WHAT YOU ARE ASKED TO DO:
Reproduce the listing below without changes, except that pictures are left out.

RECORDED INFORMATION:
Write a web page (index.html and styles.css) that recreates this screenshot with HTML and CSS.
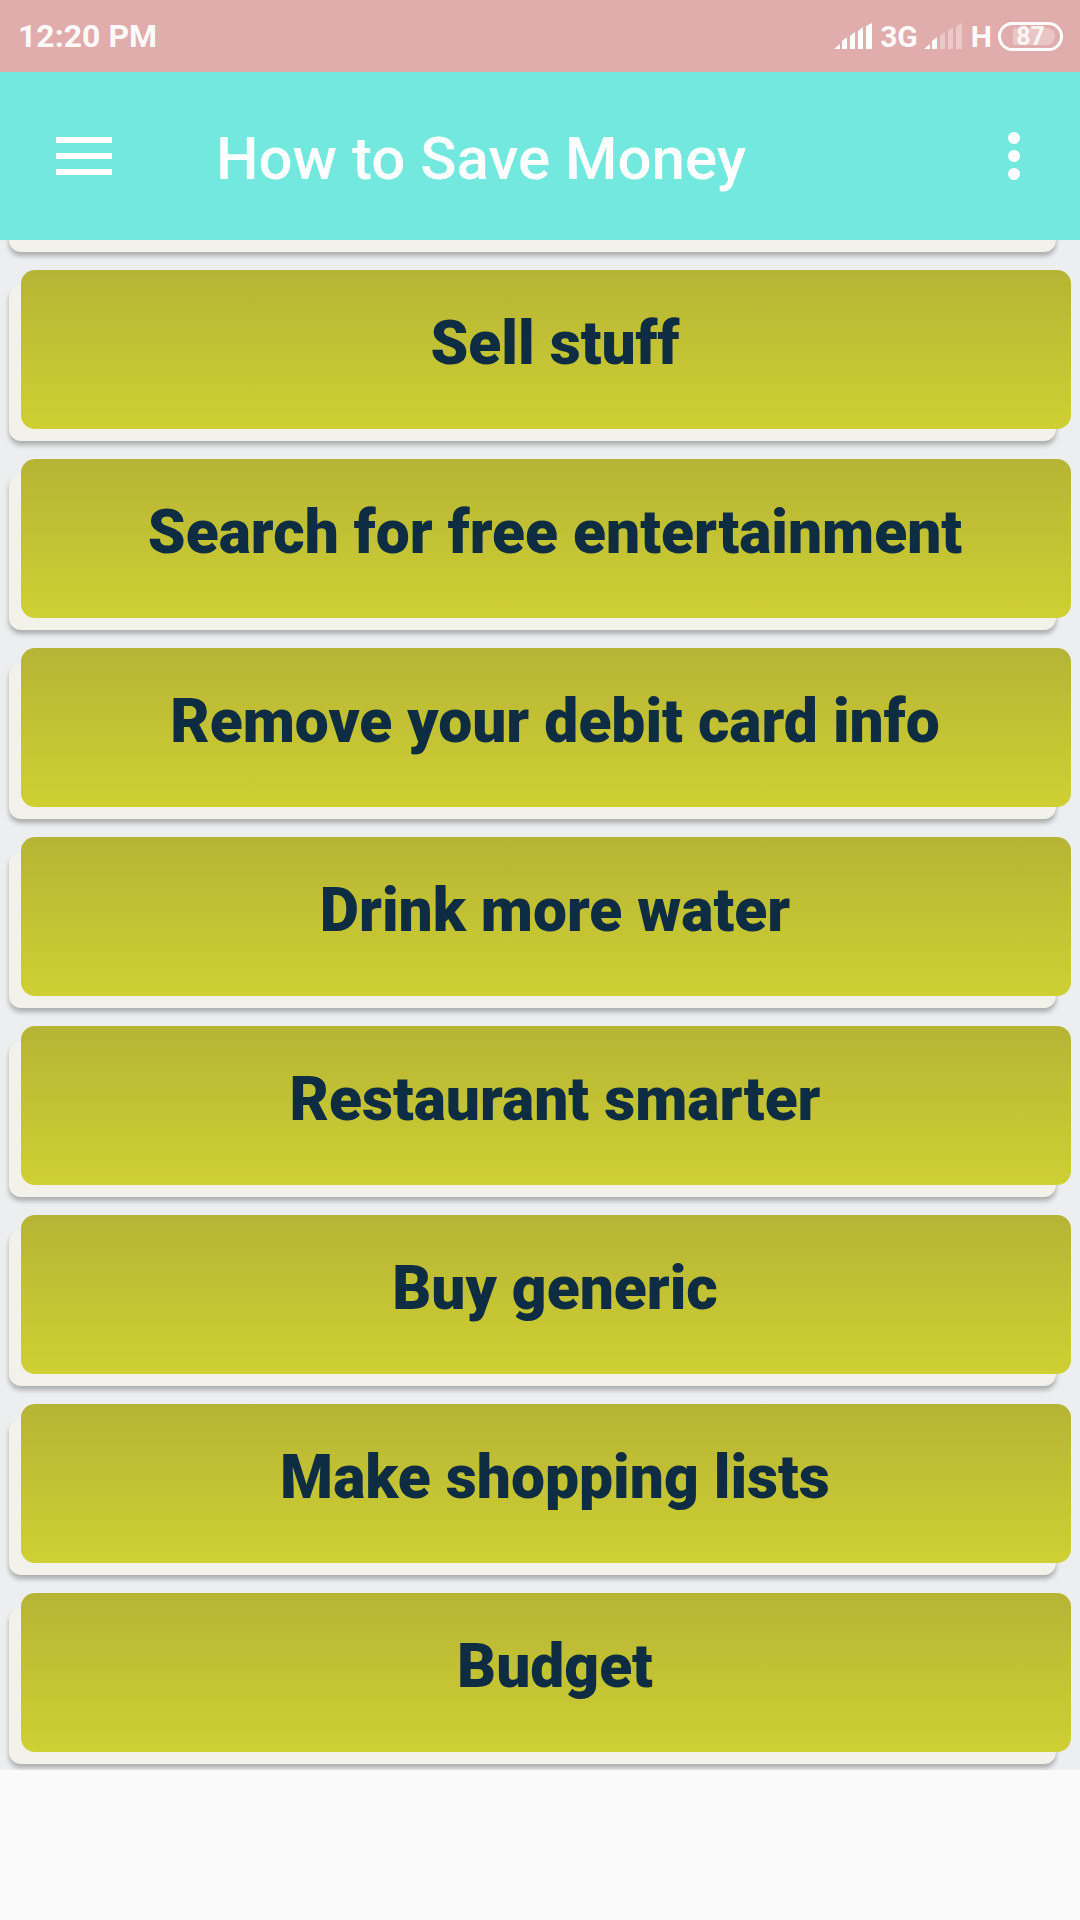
FILE: index.html
```html
<!DOCTYPE html>
<html lang="en">
<head>
<meta charset="utf-8">
<title>How to Save Money</title>
<link rel="stylesheet" href="styles.css">
</head>
<body>
<div class="app">
  <header class="status-bar">
    <span class="clock">12:20 PM</span>
    <div class="status-icons">
      <svg class="signal" width="40" height="28" viewBox="0 0 40 28">
        <path fill="#fff" d="M1 27l6-5v5zM9 27v-8l5-4v12zM17 27V14l5-4v17zM25 27V9l5-4v22zM33 27V4l6-3v26z"/>
      </svg>
      <span class="net net-3g">3G</span>
      <svg class="signal" width="40" height="28" viewBox="0 0 40 28">
        <path fill="#fff" d="M1 27l6-5v5zM9 27v-8l5-4v12z"/>
        <path fill="#fff" opacity=".35" d="M17 27V14l5-4v17zM25 27V9l5-4v22zM33 27V4l6-3v26z"/>
      </svg>
      <span class="net net-h">H</span>
      <div class="battery">
        <div class="battery-level"></div>
        <span class="battery-text">87</span>
      </div>
    </div>
  </header>
  <nav class="app-bar">
    <div class="menu-icon"><i></i><i></i><i></i></div>
    <h1 class="title">How to Save Money</h1>
    <div class="more-icon"><i></i><i></i><i></i></div>
  </nav>
  <main class="list">
    <div class="list-track">
      <div class="item"><div class="face"></div></div>
      <div class="item"><div class="face"><span>Sell stuff</span></div></div>
      <div class="item"><div class="face"><span>Search for free entertainment</span></div></div>
      <div class="item"><div class="face"><span>Remove your debit card info</span></div></div>
      <div class="item"><div class="face"><span>Drink more water</span></div></div>
      <div class="item"><div class="face"><span>Restaurant smarter</span></div></div>
      <div class="item"><div class="face"><span>Buy generic</span></div></div>
      <div class="item"><div class="face"><span>Make shopping lists</span></div></div>
      <div class="item"><div class="face"><span>Budget</span></div></div>
    </div>
  </main>
</div>
</body>
</html>
```
FILE: styles.css
```css
* { box-sizing: border-box; }
html, body { margin: 0; padding: 0; }
body {
  width: 1080px;
  height: 1920px;
  background: #fafafa;
  font-family: Roboto, "Liberation Sans", sans-serif;
  overflow: hidden;
}
.app { display: flex; flex-direction: column; height: 1920px; }

.status-bar {
  height: 72px;
  background: #e1acac;
  color: #fff;
  display: flex;
  align-items: center;
  justify-content: space-between;
  padding: 0 17px 0 18px;
  flex: none;
}
.clock { font-size: 32px; font-weight: 700; line-height: 74px; opacity: .95; }
.status-icons { display: flex; align-items: center; }
.net { font-size: 30px; font-weight: 700; line-height: 38px; opacity: .95; }
.net-3g { margin: 2px 5px 0 7px; }
.net-h { margin: 2px 6px 0 8px; }
.signal { display: block; }
.battery {
  position: relative;
  width: 65px;
  height: 29px;
  border: 3px solid #fff;
  border-radius: 15px;
  display: flex;
  align-items: center;
  justify-content: center;
}
.battery-level {
  position: absolute;
  left: 12px;
  top: 3px;
  bottom: 3px;
  width: 42px;
  background: rgba(255,255,255,.3);
  border-radius: 2px 8px 8px 2px;
}
.battery-text { position: relative; font-size: 25px; font-weight: 700; line-height: 23px; opacity: .85; }

.app-bar {
  height: 168px;
  background: #72e8df;
  color: #fff;
  display: flex;
  align-items: center;
  flex: none;
  position: relative;
  z-index: 2;
  padding: 0 0 0 56px;
}
.menu-icon { width: 56px; display: flex; flex-direction: column; gap: 10px; }
.menu-icon i { display: block; height: 6px; background: #fff; }
.title { margin: 5px 0 0 104px; font-size: 60px; font-weight: 500; line-height: 72px; flex: 1; }
.more-icon { width: 12px; margin-right: 60px; display: flex; flex-direction: column; gap: 6px; }
.more-icon i { display: block; width: 12px; height: 12px; border-radius: 50%; background: #fff; }

.list {
  height: 1530px;
  flex: none;
  background: #eceef0;
  overflow: hidden;
}
.list-track { margin-top: -144px; padding-left: 9px; display: flex; flex-direction: column; gap: 33px; }
.item {
  width: 1047px;
  height: 156px;
  display: flow-root;
  flex: none;
  background: #f2f1ea;
  border-radius: 12px;
  box-shadow: 0 4px 5px rgba(0,0,0,.28);
}
.face {
  width: 1050px;
  height: 159px;
  margin: -15px 0 0 12px;
  border-radius: 14px;
  background: linear-gradient(to bottom, #b6b435, #cfd033);
  display: flex;
  justify-content: center;
  padding: 0 0 12px 18px;
  align-items: center;
  color: #0e2d42;
  font-size: 60.5px;
  font-weight: 900;
  line-height: 70px;
  white-space: nowrap;
}
```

FINAL RESULT:
Write a web page (index.html and styles.css) that recreates this screenshot with HTML and CSS.
FILE: index.html
```html
<!DOCTYPE html>
<html lang="en">
<head>
<meta charset="utf-8">
<title>How to Save Money</title>
<link rel="stylesheet" href="styles.css">
</head>
<body>
<div class="app">
  <header class="status-bar">
    <span class="clock">12:20 PM</span>
    <div class="status-icons">
      <svg class="signal" width="40" height="28" viewBox="0 0 40 28">
        <path fill="#fff" d="M1 27l6-5v5zM9 27v-8l5-4v12zM17 27V14l5-4v17zM25 27V9l5-4v22zM33 27V4l6-3v26z"/>
      </svg>
      <span class="net net-3g">3G</span>
      <svg class="signal" width="40" height="28" viewBox="0 0 40 28">
        <path fill="#fff" d="M1 27l6-5v5zM9 27v-8l5-4v12z"/>
        <path fill="#fff" opacity=".35" d="M17 27V14l5-4v17zM25 27V9l5-4v22zM33 27V4l6-3v26z"/>
      </svg>
      <span class="net net-h">H</span>
      <div class="battery">
        <div class="battery-level"></div>
        <span class="battery-text">87</span>
      </div>
    </div>
  </header>
  <nav class="app-bar">
    <div class="menu-icon"><i></i><i></i><i></i></div>
    <h1 class="title">How to Save Money</h1>
    <div class="more-icon"><i></i><i></i><i></i></div>
  </nav>
  <main class="list">
    <div class="list-track">
      <div class="item"><div class="face"></div></div>
      <div class="item"><div class="face"><span>Sell stuff</span></div></div>
      <div class="item"><div class="face"><span>Search for free entertainment</span></div></div>
      <div class="item"><div class="face"><span>Remove your debit card info</span></div></div>
      <div class="item"><div class="face"><span>Drink more water</span></div></div>
      <div class="item"><div class="face"><span>Restaurant smarter</span></div></div>
      <div class="item"><div class="face"><span>Buy generic</span></div></div>
      <div class="item"><div class="face"><span>Make shopping lists</span></div></div>
      <div class="item"><div class="face"><span>Budget</span></div></div>
    </div>
  </main>
</div>
</body>
</html>
```
FILE: styles.css
```css
* { box-sizing: border-box; }
html, body { margin: 0; padding: 0; }
body {
  width: 1080px;
  height: 1920px;
  background: #fafafa;
  font-family: Roboto, "Liberation Sans", sans-serif;
  overflow: hidden;
}
.app { display: flex; flex-direction: column; height: 1920px; }

.status-bar {
  height: 72px;
  background: #e1acac;
  color: #fff;
  display: flex;
  align-items: center;
  justify-content: space-between;
  padding: 0 17px 0 18px;
  flex: none;
}
.clock { font-size: 32px; font-weight: 700; line-height: 74px; opacity: .95; }
.status-icons { display: flex; align-items: center; }
.net { font-size: 30px; font-weight: 700; line-height: 38px; opacity: .95; }
.net-3g { margin: 2px 5px 0 7px; }
.net-h { margin: 2px 6px 0 8px; }
.signal { display: block; }
.battery {
  position: relative;
  width: 65px;
  height: 29px;
  border: 3px solid #fff;
  border-radius: 15px;
  display: flex;
  align-items: center;
  justify-content: center;
}
.battery-level {
  position: absolute;
  left: 12px;
  top: 3px;
  bottom: 3px;
  width: 42px;
  background: rgba(255,255,255,.3);
  border-radius: 2px 8px 8px 2px;
}
.battery-text { position: relative; font-size: 25px; font-weight: 700; line-height: 23px; opacity: .85; }

.app-bar {
  height: 168px;
  background: #72e8df;
  color: #fff;
  display: flex;
  align-items: center;
  flex: none;
  position: relative;
  z-index: 2;
  padding: 0 0 0 56px;
}
.menu-icon { width: 56px; display: flex; flex-direction: column; gap: 10px; }
.menu-icon i { display: block; height: 6px; background: #fff; }
.title { margin: 5px 0 0 104px; font-size: 60px; font-weight: 500; line-height: 72px; flex: 1; }
.more-icon { width: 12px; margin-right: 60px; display: flex; flex-direction: column; gap: 6px; }
.more-icon i { display: block; width: 12px; height: 12px; border-radius: 50%; background: #fff; }

.list {
  height: 1530px;
  flex: none;
  background: #eceef0;
  overflow: hidden;
}
.list-track { margin-top: -144px; padding-left: 9px; display: flex; flex-direction: column; gap: 33px; }
.item {
  width: 1047px;
  height: 156px;
  display: flow-root;
  flex: none;
  background: #f2f1ea;
  border-radius: 12px;
  box-shadow: 0 4px 5px rgba(0,0,0,.28);
}
.face {
  width: 1050px;
  height: 159px;
  margin: -15px 0 0 12px;
  border-radius: 14px;
  background: linear-gradient(to bottom, #b6b435, #cfd033);
  display: flex;
  justify-content: center;
  padding: 0 0 12px 18px;
  align-items: center;
  color: #0e2d42;
  font-size: 60.5px;
  font-weight: 900;
  line-height: 70px;
  white-space: nowrap;
}
```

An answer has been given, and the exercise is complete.